_Problem description_
Pull every line containing the word "that" from the records.

_Raw records_
:::::
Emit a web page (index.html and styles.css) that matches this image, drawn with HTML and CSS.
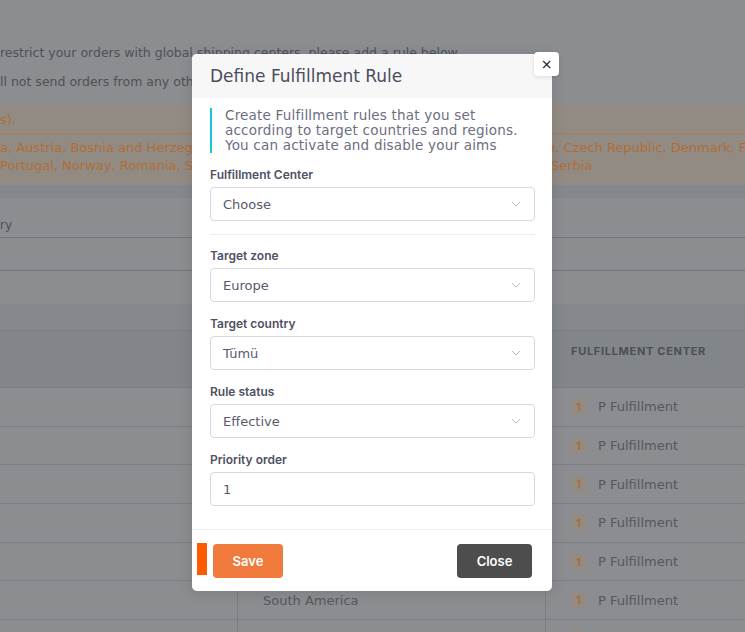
FILE: index.html
```html
<!DOCTYPE html>
<html lang="en">
<head>
<meta charset="utf-8">
<title>Define Fulfillment Rule</title>
<link rel="stylesheet" href="styles.css">
</head>
<body>
<div class="page">
  <section class="intro">
    <p class="intro-line">restrict your orders with global shipping centers, please add a rule below.</p>
    <p class="intro-line second">ll not send orders from any other fulfillment center in that zone.</p>
    <div class="alert">
      <div class="alert-title">s).</div>
      <div class="alert-body">
        <div class="alert-line"><span class="seg">a, Austria, Bosnia and Herzegovina, Belgium, Bulgaria, Croatia</span><span class="seg">n, Czech Republic, Denmark, Finland, France</span></div>
        <div class="alert-line"><span class="seg">Portugal, Norway, Romania, Sweden, Slovakia, Slovenia</span><span class="seg shift">Serbia</span></div>
      </div>
    </div>
  </section>

  <section class="zone-card">
    <div class="zone-head">ry</div>
    <div class="zone-row"></div>
    <div class="zone-row"></div>
  </section>

  <section class="rule-table">
    <div class="th"></div><div class="th"></div><div class="th">FULFILLMENT CENTER</div>
    <div class="td"></div><div class="td">Europe</div><div class="td"><span class="badge">1</span>P Fulfillment</div>
    <div class="td"></div><div class="td">Europe</div><div class="td"><span class="badge">1</span>P Fulfillment</div>
    <div class="td"></div><div class="td">Asia</div><div class="td"><span class="badge">1</span>P Fulfillment</div>
    <div class="td"></div><div class="td">Africa</div><div class="td"><span class="badge">1</span>P Fulfillment</div>
    <div class="td"></div><div class="td">North America</div><div class="td"><span class="badge">1</span>P Fulfillment</div>
    <div class="td"></div><div class="td">South America</div><div class="td"><span class="badge">1</span>P Fulfillment</div>
    <div class="td"></div><div class="td">Oceania</div><div class="td"><span class="badge">1</span>P Fulfillment</div>
  </section>
</div>

<div class="backdrop"></div>

<div class="modal">
  <div class="modal-header">
    <h2 class="modal-title">Define Fulfillment Rule</h2>
    <button class="modal-x" type="button">&#215;</button>
  </div>
  <div class="modal-body">
    <div class="info">Create Fulfillment rules that you set<br>according to target countries and regions.<br>You can activate and disable your aims</div>

    <div class="field first">
      <label class="field-label">Fulfillment Center</label>
      <div class="select"><span>Choose</span><svg class="chev" width="10" height="6" viewBox="0 0 10 6"><polyline points="1,1 5,5 9,1" fill="none" stroke="#b8b8c6" stroke-width="1"/></svg></div>
    </div>
    <div class="divider"></div>
    <div class="field">
      <label class="field-label">Target zone</label>
      <div class="select"><span>Europe</span><svg class="chev" width="10" height="6" viewBox="0 0 10 6"><polyline points="1,1 5,5 9,1" fill="none" stroke="#b8b8c6" stroke-width="1"/></svg></div>
    </div>
    <div class="field">
      <label class="field-label">Target country</label>
      <div class="select"><span>Tümü</span><svg class="chev" width="10" height="6" viewBox="0 0 10 6"><polyline points="1,1 5,5 9,1" fill="none" stroke="#b8b8c6" stroke-width="1"/></svg></div>
    </div>
    <div class="field">
      <label class="field-label">Rule status</label>
      <div class="select"><span>Effective</span><svg class="chev" width="10" height="6" viewBox="0 0 10 6"><polyline points="1,1 5,5 9,1" fill="none" stroke="#b8b8c6" stroke-width="1"/></svg></div>
    </div>
    <div class="field">
      <label class="field-label">Priority order</label>
      <div class="select"><span>1</span></div>
    </div>
  </div>
  <div class="modal-footer">
    <div class="footer-left">
      <span class="marker"></span>
      <button class="btn btn-save" type="button">Save</button>
    </div>
    <button class="btn btn-close" type="button">Close</button>
  </div>
</div>
</body>
</html>
```

FILE: styles.css
```css
* { box-sizing: border-box; }

html, body { margin: 0; }

body {
  width: 745px;
  height: 632px;
  overflow: hidden;
  position: relative;
  background: #bec2c7;
  font-family: "DejaVu Sans", Inter, sans-serif;
}

.page {
  display: flex;
  flex-direction: column;
}

/* intro card */
.intro {
  background: #c7cbcf;
  padding-top: 43px;
  height: 185px;
}

.intro-line {
  margin: 0;
  font-size: 12.5px;
  line-height: 20px;
  color: #6f757e;
  white-space: nowrap;
  overflow: hidden;
}

.intro-line.second { margin-top: 9px; }

.alert {
  margin-top: 11px;
  height: 82px;
  background: #d1c8be;
  color: #fa9d4f;
  font-size: 13px;
}

.alert-title {
  padding: 8px 0 4px;
  line-height: 18px;
  border-bottom: 1px solid #fab372;
}

.alert-body { padding-top: 5px; }

.alert-line {
  display: grid;
  grid-template-columns: 547px 1fr;
  line-height: 18px;
  white-space: nowrap;
}

.seg { overflow: hidden; }
.seg.shift { padding-left: 4px; }

/* zone card */
.zone-card {
  margin-top: 13px;
  background: #c7cbcf;
}

.zone-head {
  height: 40px;
  display: flex;
  align-items: flex-end;
  padding-bottom: 5px;
  font-size: 12px;
  color: #727783;
  border-bottom: 1px solid #a4a9b3;
}

.zone-row {
  height: 33px;
  border-bottom: 1px solid #a4a9b3;
}

.zone-row:last-child { border-bottom: 0; }

/* table */
.rule-table {
  margin-top: 26px;
  display: grid;
  grid-template-columns: 237px 308px 1fr;
  grid-auto-rows: 38.7px;
  grid-template-rows: 58px;
  background: #c7cbcf;
}

.th {
  background: #bbbfc5;
  border-top: 1px solid #b2b6bc;
  border-bottom: 1px solid #b2b6bc;
  padding: 13px 0 0 26px;
  font-family: Inter, sans-serif;
  font-size: 11px;
  line-height: 14px;
  font-weight: 700;
  letter-spacing: 0.7px;
  color: #6c717d;
}

.td {
  display: flex;
  align-items: center;
  padding-left: 25px;
  font-size: 13px;
  color: #797e88;
  border-bottom: 1px solid #b0b4bb;
}

.td:nth-child(3n+2), .td:nth-child(3n) { border-left: 1px solid #b0b4bb; }

.badge {
  display: inline-flex;
  align-items: center;
  justify-content: center;
  width: 15px;
  height: 16px;
  margin-right: 12px;
  border-radius: 3px;
  background: #d3c6b9;
  color: #f09a50;
  font-family: Inter, sans-serif;
  font-size: 11px;
  font-weight: 600;
}

/* backdrop + modal */
.backdrop {
  position: absolute;
  inset: 0;
  background: rgba(0, 0, 0, 0.3);
}

.modal {
  position: absolute;
  left: 192px;
  top: 54px;
  width: 360px;
  background: #ffffff;
  border-radius: 5px;
  box-shadow: 0 2px 14px rgba(0, 0, 0, 0.12);
}

.modal-header {
  height: 44px;
  display: flex;
  align-items: center;
  padding-left: 18px;
  background: #f7f7f8;
  border-radius: 5px 5px 0 0;
}

.modal-title {
  margin: 0;
  font-size: 17px;
  font-weight: 400;
  color: #4b4d5f;
}

.modal-x {
  position: absolute;
  top: -2px;
  right: -7px;
  width: 25px;
  height: 24px;
  padding: 0;
  border: 0;
  border-radius: 4px;
  background: #ffffff;
  box-shadow: 0 1px 4px rgba(0, 0, 0, 0.12);
  font-family: "DejaVu Sans", sans-serif;
  font-size: 14px;
  line-height: 22px;
  color: #111111;
}

.modal-body {
  padding: 10px 17px 23px 18px;
}

.info {
  border-left: 2px solid #16c7de;
  padding-left: 13px;
  font-size: 13.5px;
  line-height: 15px;
  letter-spacing: 0.2px;
  color: #6c6e82;
}

.field { margin-top: 15px; }

.field-label {
  display: block;
  height: 14px;
  margin-bottom: 5px;
  font-family: Inter, sans-serif;
  font-size: 12px;
  line-height: 14px;
  font-weight: 600;
  color: #4f5164;
}

.select {
  height: 34px;
  display: flex;
  align-items: center;
  justify-content: space-between;
  padding: 0 13px 0 12px;
  border: 1px solid #d8d8e2;
  border-radius: 4px;
  font-size: 13px;
  color: #585a6c;
}

.chev { display: block; }

.divider {
  margin-top: 13px;
  height: 1px;
  background: #ebebf1;
}

.divider + .field { margin-top: 14px; }

.modal-footer {
  display: flex;
  align-items: center;
  justify-content: space-between;
  padding: 14px 20px 13px 5px;
  border-top: 1px solid #efeff3;
}

.footer-left {
  display: flex;
  align-items: flex-start;
  gap: 6px;
}

.marker {
  display: block;
  width: 10px;
  height: 32px;
  margin-top: -1px;
  background: #ff5a00;
}

.btn {
  height: 34px;
  border: 0;
  border-radius: 4px;
  color: #ffffff;
  font-family: Inter, sans-serif;
  font-size: 13px;
  font-weight: 600;
  padding: 0;
}

.btn-save { width: 70px; background: #f07a3c; }
.btn-close { width: 75px; background: #4d4d4d; }
```
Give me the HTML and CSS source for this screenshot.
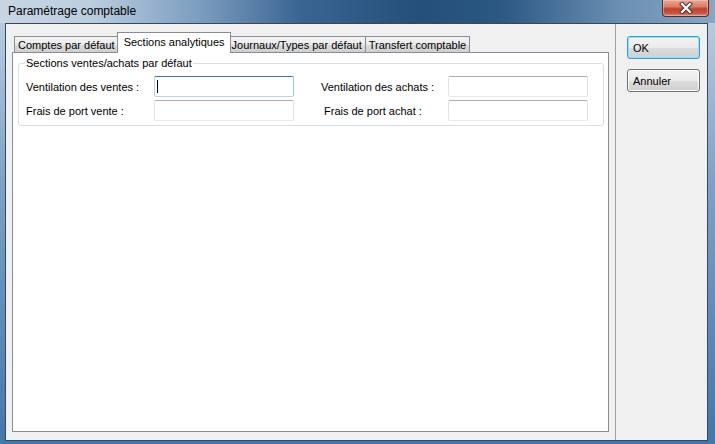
:::::
_Exercise output_
Emit a web page (index.html and styles.css) that matches this image, drawn with HTML and CSS.
    <p class="intro-line second">ll not send orders from any other fulfillment center in that zone.</p>
    <div class="info">Create Fulfillment rules that you set<br>according to target countries and regions.<br>You can activate and disable your aims</div>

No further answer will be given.